What is needed>
Everything in the listing except the pictures should be written out exactly.

····················

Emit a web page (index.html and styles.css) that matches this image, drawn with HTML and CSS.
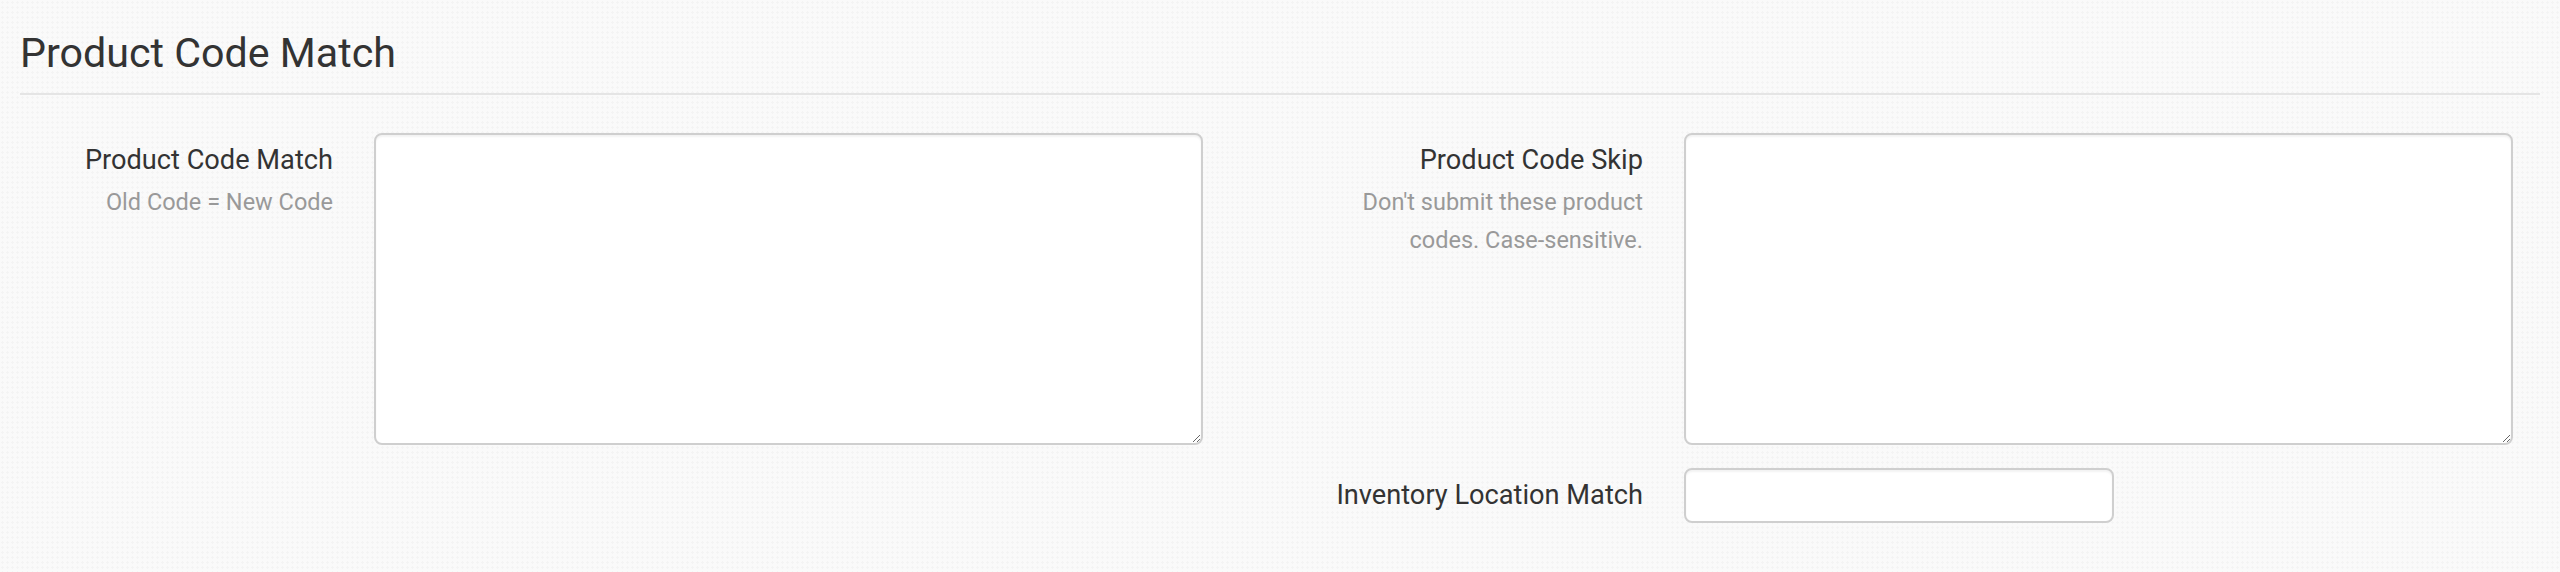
FILE: index.html
```html
<!DOCTYPE html>
<html lang="en">
<head>
<meta charset="utf-8">
<title>Product Code Match</title>
<link rel="stylesheet" href="styles.css">
</head>
<body>
<div class="page">
  <h2 class="title">Product Code Match</h2>
  <div class="form">
    <div class="col">
      <div class="field">
        <div class="label-block">
          <label class="label" for="pcm">Product Code Match</label>
          <div class="hint">Old Code = New Code</div>
        </div>
        <textarea id="pcm" class="control area"></textarea>
      </div>
    </div>
    <div class="col">
      <div class="field">
        <div class="label-block">
          <label class="label" for="pcs">Product Code Skip</label>
          <div class="hint">Don't submit these product<br>codes. Case-sensitive.</div>
        </div>
        <textarea id="pcs" class="control area"></textarea>
      </div>
      <div class="field">
        <div class="label-block">
          <label class="label" for="ilm">Inventory Location Match</label>
        </div>
        <input id="ilm" class="control text" type="text">
      </div>
    </div>
  </div>
</div>
</body>
</html>
```
FILE: styles.css
```css
html, body {
  margin: 0;
  padding: 0;
}
body {
  background-color: #fafafa;
  background-image: radial-gradient(circle, rgba(0,0,0,0.022) 1px, transparent 1.2px);
  background-size: 5px 5px;
  font-family: Roboto, "Liberation Sans", sans-serif;
  color: #333;
  width: 2560px;
  height: 572px;
  overflow: hidden;
}
.page {
  padding: 0 20px 0 20px;
}
.title {
  margin: 30px 0 0;
  font-size: 41.2px;
  font-weight: 400;
  line-height: 46px;
  color: #333;
  padding-bottom: 17px;
  border-bottom: 2px solid #e5e5e5;
}
.form {
  display: grid;
  grid-template-columns: 1fr 1fr;
  column-gap: 127px;
  padding: 38px 27px 0 0;
}
.col {
  display: flex;
  flex-direction: column;
  gap: 23px;
}
.field {
  display: grid;
  grid-template-columns: 313px 1fr;
  column-gap: 41px;
  align-items: start;
}
.label-block {
  text-align: right;
  padding-top: 7px;
  white-space: nowrap;
}
.label {
  display: block;
  font-size: 27.2px;
  line-height: 40px;
  color: #333;
}
.hint {
  margin-top: 3px;
  font-size: 23.5px;
  line-height: 38px;
  color: #999;
}
.control {
  box-sizing: border-box;
  background: #fff;
  border: 2px solid #cfcfcf;
  border-radius: 8px;
  box-shadow: inset 0 2px 2px rgba(0,0,0,0.05);
  font-family: Roboto, "Liberation Sans", sans-serif;
  font-size: 28px;
  margin: 0;
  display: block;
}
.area {
  width: 100%;
  height: 312px;
  resize: both;
}
.text {
  width: 430px;
  height: 55px;
}
```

····················

Solution to the problem>
Emit a web page (index.html and styles.css) that matches this image, drawn with HTML and CSS.
FILE: index.html
```html
<!DOCTYPE html>
<html lang="en">
<head>
<meta charset="utf-8">
<title>Product Code Match</title>
<link rel="stylesheet" href="styles.css">
</head>
<body>
<div class="page">
  <h2 class="title">Product Code Match</h2>
  <div class="form">
    <div class="col">
      <div class="field">
        <div class="label-block">
          <label class="label" for="pcm">Product Code Match</label>
          <div class="hint">Old Code = New Code</div>
        </div>
        <textarea id="pcm" class="control area"></textarea>
      </div>
    </div>
    <div class="col">
      <div class="field">
        <div class="label-block">
          <label class="label" for="pcs">Product Code Skip</label>
          <div class="hint">Don't submit these product<br>codes. Case-sensitive.</div>
        </div>
        <textarea id="pcs" class="control area"></textarea>
      </div>
      <div class="field">
        <div class="label-block">
          <label class="label" for="ilm">Inventory Location Match</label>
        </div>
        <input id="ilm" class="control text" type="text">
      </div>
    </div>
  </div>
</div>
</body>
</html>
```
FILE: styles.css
```css
html, body {
  margin: 0;
  padding: 0;
}
body {
  background-color: #fafafa;
  background-image: radial-gradient(circle, rgba(0,0,0,0.022) 1px, transparent 1.2px);
  background-size: 5px 5px;
  font-family: Roboto, "Liberation Sans", sans-serif;
  color: #333;
  width: 2560px;
  height: 572px;
  overflow: hidden;
}
.page {
  padding: 0 20px 0 20px;
}
.title {
  margin: 30px 0 0;
  font-size: 41.2px;
  font-weight: 400;
  line-height: 46px;
  color: #333;
  padding-bottom: 17px;
  border-bottom: 2px solid #e5e5e5;
}
.form {
  display: grid;
  grid-template-columns: 1fr 1fr;
  column-gap: 127px;
  padding: 38px 27px 0 0;
}
.col {
  display: flex;
  flex-direction: column;
  gap: 23px;
}
.field {
  display: grid;
  grid-template-columns: 313px 1fr;
  column-gap: 41px;
  align-items: start;
}
.label-block {
  text-align: right;
  padding-top: 7px;
  white-space: nowrap;
}
.label {
  display: block;
  font-size: 27.2px;
  line-height: 40px;
  color: #333;
}
.hint {
  margin-top: 3px;
  font-size: 23.5px;
  line-height: 38px;
  color: #999;
}
.control {
  box-sizing: border-box;
  background: #fff;
  border: 2px solid #cfcfcf;
  border-radius: 8px;
  box-shadow: inset 0 2px 2px rgba(0,0,0,0.05);
  font-family: Roboto, "Liberation Sans", sans-serif;
  font-size: 28px;
  margin: 0;
  display: block;
}
.area {
  width: 100%;
  height: 312px;
  resize: both;
}
.text {
  width: 430px;
  height: 55px;
}
```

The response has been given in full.